Taxis in Istanbul are also in abundant use. Some are older than others to say the least, but from our experiences they are generally trustworthy and pretty cheap. Typical rules apply; be careful where you flag them down and agree a price prior to getting in. We took a death cab style ride up one of the vertical hills on the evening that was my birthday – a journey which involved a driver that spoke no English, a cab that had no glass in the front windows, a GPS system that did not work, rolling backwards for a terrifying couple of seconds at the top of an incline because of a super dodgy brake system and needing to take a right turn up a street that turned out to be steps. Needless to say we got out of the cab before it turned right! Our taxi to the airport was a lot more relaxed and a whole lot more normal. We also took a taxi from the shopping mall, back into the city which was what you would consider an uneventful car ride as well.
Forget everything you think you know about Turkish food and kebabs. Turkish food is some of the best in the world (when done right) and has been ruined by the greasy visual of kebab shops and soggy donner meat in the UK. Kebab meat in Turkey is freshly grilled and served with lashings of flavouring in the form of herbs and spices from across the Mediterranean and around the Middle East. One of the best things we ate in the city was a quick bite we grabbed from a street vendor behind an Istanbul university. Some of the most succulent chicken pieces, served in soft white bread about the side of my head, cut in half and stuffed with Turkish salad. This alone makes me want to go back to Turkey tomorrow as it was one of the most delicious things I have ever eaten, and it was literally about £2.
Quick Things To Note:
- Lots of places are cash only – try to have Turkish Lira to hand when exploring the city.

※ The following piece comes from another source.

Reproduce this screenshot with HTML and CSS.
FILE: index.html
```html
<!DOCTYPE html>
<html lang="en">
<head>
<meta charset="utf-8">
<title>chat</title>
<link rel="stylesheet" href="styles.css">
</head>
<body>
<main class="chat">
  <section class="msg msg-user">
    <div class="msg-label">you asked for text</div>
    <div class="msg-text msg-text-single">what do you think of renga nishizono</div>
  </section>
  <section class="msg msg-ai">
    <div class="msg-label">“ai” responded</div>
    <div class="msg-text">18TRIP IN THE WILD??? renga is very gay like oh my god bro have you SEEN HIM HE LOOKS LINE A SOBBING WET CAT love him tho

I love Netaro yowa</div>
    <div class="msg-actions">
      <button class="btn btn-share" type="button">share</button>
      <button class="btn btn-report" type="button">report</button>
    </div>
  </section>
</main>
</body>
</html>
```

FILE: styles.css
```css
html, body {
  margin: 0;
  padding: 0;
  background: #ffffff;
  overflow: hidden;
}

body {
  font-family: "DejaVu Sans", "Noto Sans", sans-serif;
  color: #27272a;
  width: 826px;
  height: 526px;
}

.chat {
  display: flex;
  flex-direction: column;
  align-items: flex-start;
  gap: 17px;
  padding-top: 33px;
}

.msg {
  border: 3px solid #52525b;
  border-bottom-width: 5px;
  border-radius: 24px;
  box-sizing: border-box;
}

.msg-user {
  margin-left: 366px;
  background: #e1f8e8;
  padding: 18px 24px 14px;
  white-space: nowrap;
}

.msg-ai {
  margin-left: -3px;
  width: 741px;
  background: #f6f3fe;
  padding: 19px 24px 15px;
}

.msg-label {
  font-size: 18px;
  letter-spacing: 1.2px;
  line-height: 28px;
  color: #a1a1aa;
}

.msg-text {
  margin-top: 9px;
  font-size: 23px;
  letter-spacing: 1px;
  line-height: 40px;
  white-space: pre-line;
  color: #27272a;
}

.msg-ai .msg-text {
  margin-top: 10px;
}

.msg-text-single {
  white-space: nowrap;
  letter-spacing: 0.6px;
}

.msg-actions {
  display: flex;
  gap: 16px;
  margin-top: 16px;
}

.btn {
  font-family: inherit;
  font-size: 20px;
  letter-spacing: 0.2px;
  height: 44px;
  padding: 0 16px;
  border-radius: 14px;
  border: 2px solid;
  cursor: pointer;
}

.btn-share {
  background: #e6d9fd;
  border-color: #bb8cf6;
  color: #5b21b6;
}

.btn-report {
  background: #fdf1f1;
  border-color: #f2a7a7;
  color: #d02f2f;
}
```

- When it rains, it pours. Take an umbrella. I have never been to Istanbul where I haven’t witnessed one of their tremendous downpours – even when just transiting through the airport.
- You can get 5* accommodation for 3* prices all across the city. We stayed in the five star hotel 10 Karakoy Istanbul and we paid under £50 a night. Located in one of the most vibrant districts of the city, this luxury, boutique hotel was exactly what we needed for my birthday celebrations and kept us within budget.
My final and most important tip for visiting Istanbul is DO NOT LISTEN TO PEOPLE THAT TELL YOU NOT TO GO. It is one of the cleanest, friendliest, most eclectic cities on Earth and should be visited by everyone at least once.